EXTRACTED MATERIAL -
::::::

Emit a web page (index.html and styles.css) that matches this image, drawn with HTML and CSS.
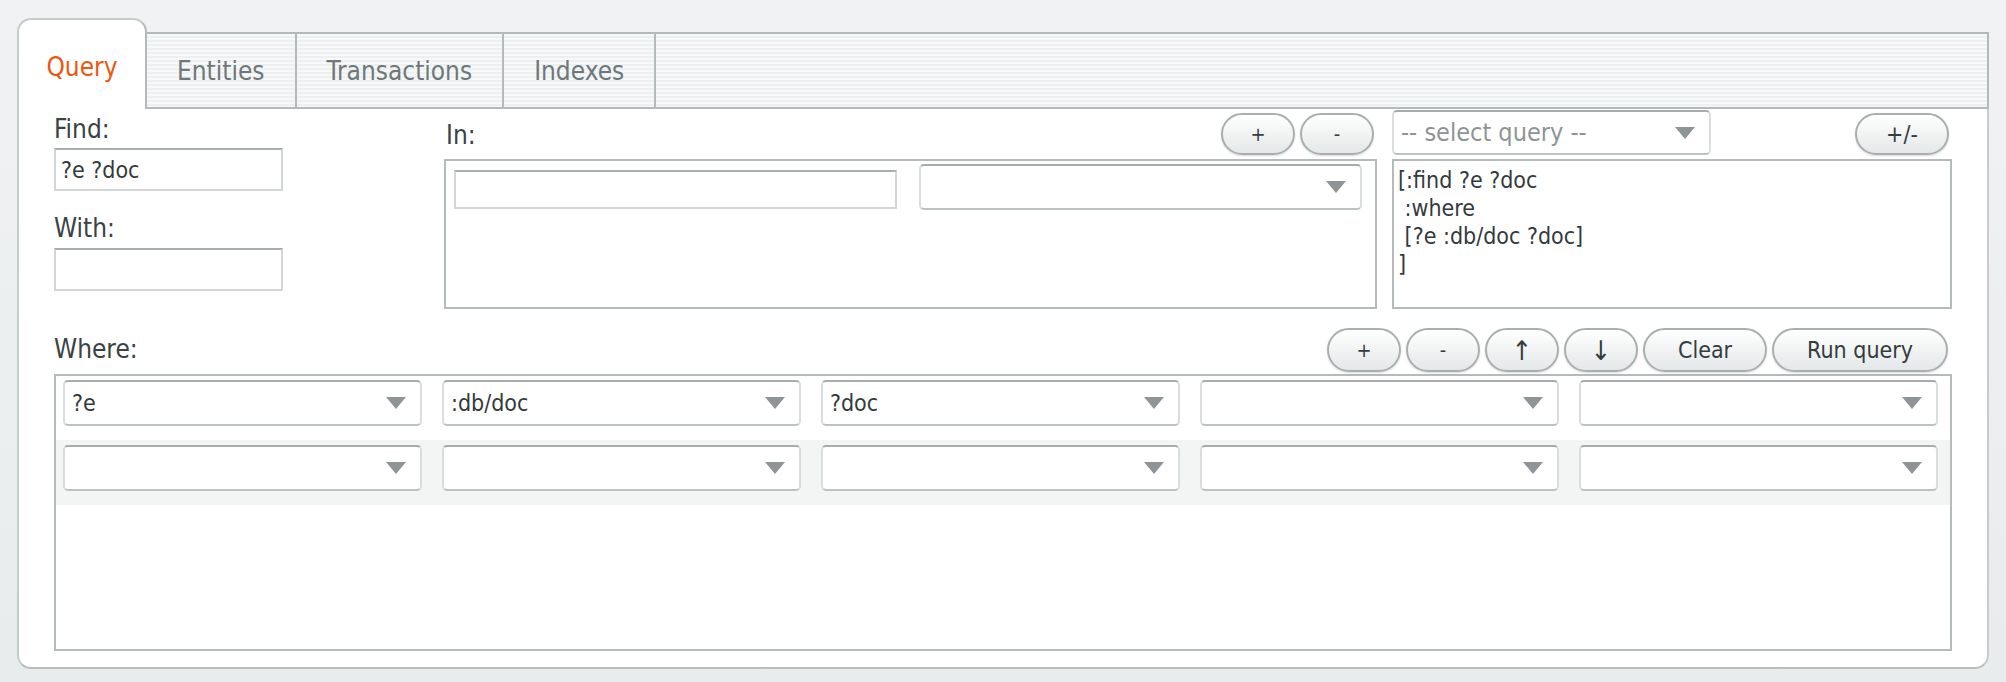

::::::

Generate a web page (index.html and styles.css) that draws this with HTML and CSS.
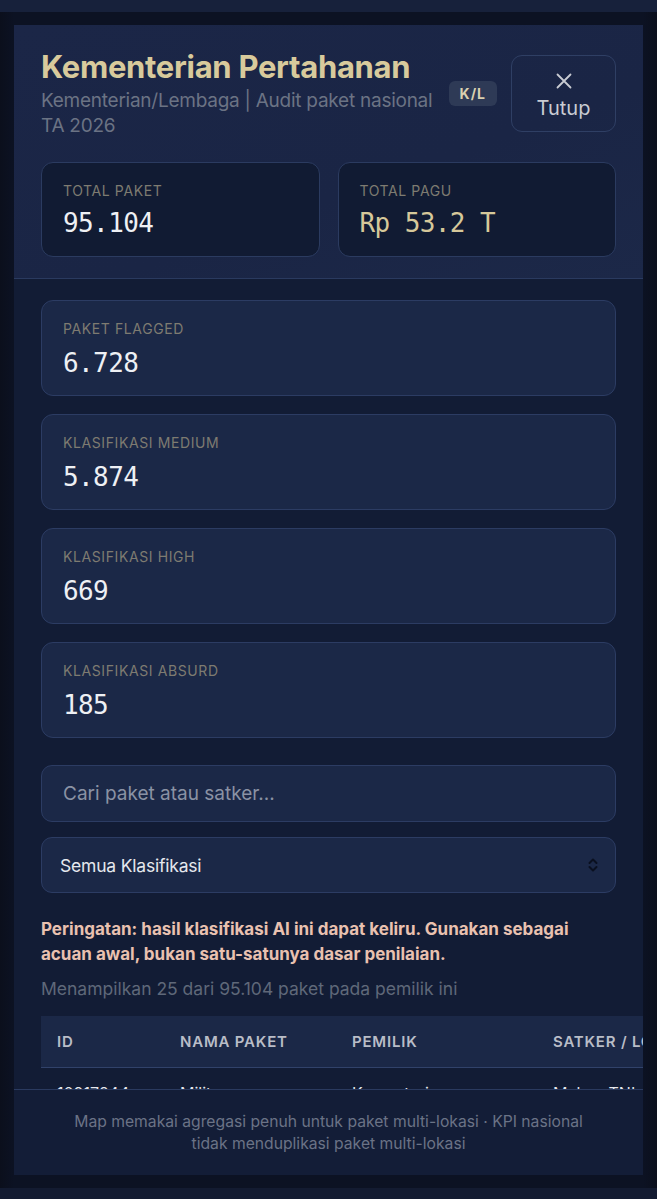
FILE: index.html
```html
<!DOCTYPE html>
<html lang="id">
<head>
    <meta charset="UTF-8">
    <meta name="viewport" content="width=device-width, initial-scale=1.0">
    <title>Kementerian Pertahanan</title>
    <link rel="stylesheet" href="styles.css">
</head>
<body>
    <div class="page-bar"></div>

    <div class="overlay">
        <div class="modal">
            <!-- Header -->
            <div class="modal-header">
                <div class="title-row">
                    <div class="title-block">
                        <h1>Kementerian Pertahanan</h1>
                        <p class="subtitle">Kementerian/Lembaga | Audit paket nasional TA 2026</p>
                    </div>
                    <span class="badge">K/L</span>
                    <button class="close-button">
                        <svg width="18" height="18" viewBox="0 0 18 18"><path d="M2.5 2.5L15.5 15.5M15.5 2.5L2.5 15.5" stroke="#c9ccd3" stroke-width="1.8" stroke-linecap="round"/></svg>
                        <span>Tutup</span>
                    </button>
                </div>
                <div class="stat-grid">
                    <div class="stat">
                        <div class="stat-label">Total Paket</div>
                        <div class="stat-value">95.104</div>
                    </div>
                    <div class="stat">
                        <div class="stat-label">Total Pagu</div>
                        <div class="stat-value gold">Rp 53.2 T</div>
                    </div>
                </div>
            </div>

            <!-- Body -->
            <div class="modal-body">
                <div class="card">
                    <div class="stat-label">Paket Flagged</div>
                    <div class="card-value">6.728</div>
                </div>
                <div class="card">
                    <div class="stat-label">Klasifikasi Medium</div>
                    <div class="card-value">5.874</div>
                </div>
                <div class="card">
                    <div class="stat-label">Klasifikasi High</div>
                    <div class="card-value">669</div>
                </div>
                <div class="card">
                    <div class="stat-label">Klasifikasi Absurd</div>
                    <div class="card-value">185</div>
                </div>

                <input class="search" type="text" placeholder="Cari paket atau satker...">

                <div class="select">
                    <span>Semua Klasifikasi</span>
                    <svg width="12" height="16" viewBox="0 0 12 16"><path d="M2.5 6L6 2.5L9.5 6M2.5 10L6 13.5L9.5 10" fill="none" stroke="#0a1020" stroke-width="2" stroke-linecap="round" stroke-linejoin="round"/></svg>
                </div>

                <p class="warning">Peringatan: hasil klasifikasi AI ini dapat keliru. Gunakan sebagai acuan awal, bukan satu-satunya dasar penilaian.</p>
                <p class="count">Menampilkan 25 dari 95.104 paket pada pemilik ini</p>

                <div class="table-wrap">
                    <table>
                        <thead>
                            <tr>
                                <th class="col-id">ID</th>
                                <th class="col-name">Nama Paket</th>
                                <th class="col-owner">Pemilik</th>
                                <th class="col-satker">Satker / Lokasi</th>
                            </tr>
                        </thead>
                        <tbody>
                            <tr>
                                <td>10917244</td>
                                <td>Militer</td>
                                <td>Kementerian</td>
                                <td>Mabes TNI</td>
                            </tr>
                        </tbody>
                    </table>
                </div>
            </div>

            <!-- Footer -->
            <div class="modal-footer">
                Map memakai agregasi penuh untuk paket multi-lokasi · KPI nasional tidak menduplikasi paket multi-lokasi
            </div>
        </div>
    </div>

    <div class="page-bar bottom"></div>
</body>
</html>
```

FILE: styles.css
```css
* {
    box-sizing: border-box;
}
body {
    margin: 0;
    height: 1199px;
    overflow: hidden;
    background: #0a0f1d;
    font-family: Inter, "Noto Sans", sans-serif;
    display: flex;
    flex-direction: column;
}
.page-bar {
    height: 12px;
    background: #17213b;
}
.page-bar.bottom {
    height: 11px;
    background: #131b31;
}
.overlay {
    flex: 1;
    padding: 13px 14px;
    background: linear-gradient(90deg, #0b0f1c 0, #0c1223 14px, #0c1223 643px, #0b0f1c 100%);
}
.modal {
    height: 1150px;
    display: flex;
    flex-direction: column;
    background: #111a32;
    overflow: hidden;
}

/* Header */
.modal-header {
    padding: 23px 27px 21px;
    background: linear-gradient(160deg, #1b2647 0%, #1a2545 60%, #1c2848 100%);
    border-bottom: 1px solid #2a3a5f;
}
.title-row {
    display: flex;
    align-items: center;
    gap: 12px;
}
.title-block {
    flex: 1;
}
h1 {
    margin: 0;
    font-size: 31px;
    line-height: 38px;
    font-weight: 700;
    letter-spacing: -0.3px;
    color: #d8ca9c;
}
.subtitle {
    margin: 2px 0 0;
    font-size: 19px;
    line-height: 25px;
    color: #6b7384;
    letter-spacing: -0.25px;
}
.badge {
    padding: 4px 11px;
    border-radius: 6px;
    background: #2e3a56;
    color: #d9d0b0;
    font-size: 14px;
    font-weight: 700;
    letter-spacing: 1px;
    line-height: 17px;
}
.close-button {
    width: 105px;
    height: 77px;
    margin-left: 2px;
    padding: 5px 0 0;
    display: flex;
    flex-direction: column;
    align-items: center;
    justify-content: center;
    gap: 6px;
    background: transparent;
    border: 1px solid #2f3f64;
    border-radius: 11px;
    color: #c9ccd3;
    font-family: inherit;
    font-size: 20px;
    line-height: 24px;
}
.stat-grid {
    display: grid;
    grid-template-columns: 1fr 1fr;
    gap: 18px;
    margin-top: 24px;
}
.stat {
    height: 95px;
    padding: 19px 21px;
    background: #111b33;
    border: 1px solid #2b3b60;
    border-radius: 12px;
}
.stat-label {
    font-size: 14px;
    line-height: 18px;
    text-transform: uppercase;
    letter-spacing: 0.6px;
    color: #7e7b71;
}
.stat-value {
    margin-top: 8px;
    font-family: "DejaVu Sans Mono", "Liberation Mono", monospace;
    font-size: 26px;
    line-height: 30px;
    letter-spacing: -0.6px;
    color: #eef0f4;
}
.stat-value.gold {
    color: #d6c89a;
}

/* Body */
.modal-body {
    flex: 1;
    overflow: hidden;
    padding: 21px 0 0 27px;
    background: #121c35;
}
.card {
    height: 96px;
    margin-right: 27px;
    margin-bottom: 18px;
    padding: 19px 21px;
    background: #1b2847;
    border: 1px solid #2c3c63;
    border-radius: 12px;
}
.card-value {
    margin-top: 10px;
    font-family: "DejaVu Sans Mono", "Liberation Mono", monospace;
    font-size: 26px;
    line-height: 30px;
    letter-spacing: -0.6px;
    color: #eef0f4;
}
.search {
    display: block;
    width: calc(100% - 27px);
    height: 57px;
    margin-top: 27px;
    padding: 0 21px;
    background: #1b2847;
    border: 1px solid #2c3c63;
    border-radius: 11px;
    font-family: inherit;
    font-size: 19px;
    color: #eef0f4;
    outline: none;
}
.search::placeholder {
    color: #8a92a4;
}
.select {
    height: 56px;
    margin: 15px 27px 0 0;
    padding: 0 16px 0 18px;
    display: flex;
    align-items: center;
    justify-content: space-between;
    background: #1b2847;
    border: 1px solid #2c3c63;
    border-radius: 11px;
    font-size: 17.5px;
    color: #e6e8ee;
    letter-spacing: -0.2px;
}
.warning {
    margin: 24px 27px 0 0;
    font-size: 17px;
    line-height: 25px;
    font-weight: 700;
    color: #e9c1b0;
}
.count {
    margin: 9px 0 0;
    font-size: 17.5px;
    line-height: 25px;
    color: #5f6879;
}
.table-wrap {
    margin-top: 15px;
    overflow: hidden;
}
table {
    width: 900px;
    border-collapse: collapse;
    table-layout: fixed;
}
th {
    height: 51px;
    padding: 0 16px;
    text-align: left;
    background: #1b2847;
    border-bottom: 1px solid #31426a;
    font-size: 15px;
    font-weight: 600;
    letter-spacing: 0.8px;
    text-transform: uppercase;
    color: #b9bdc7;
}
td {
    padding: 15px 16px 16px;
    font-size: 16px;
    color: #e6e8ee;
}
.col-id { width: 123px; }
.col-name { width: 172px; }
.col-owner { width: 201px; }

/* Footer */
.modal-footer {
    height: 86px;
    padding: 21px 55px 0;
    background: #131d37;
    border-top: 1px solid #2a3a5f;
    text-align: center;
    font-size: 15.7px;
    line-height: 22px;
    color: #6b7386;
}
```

::::::

Search the entries for the word "with" and copy every line that has it.

Emit a web page (index.html and styles.css) that matches this image, drawn with HTML and CSS.
Generate a web page (index.html and styles.css) that draws this with HTML and CSS.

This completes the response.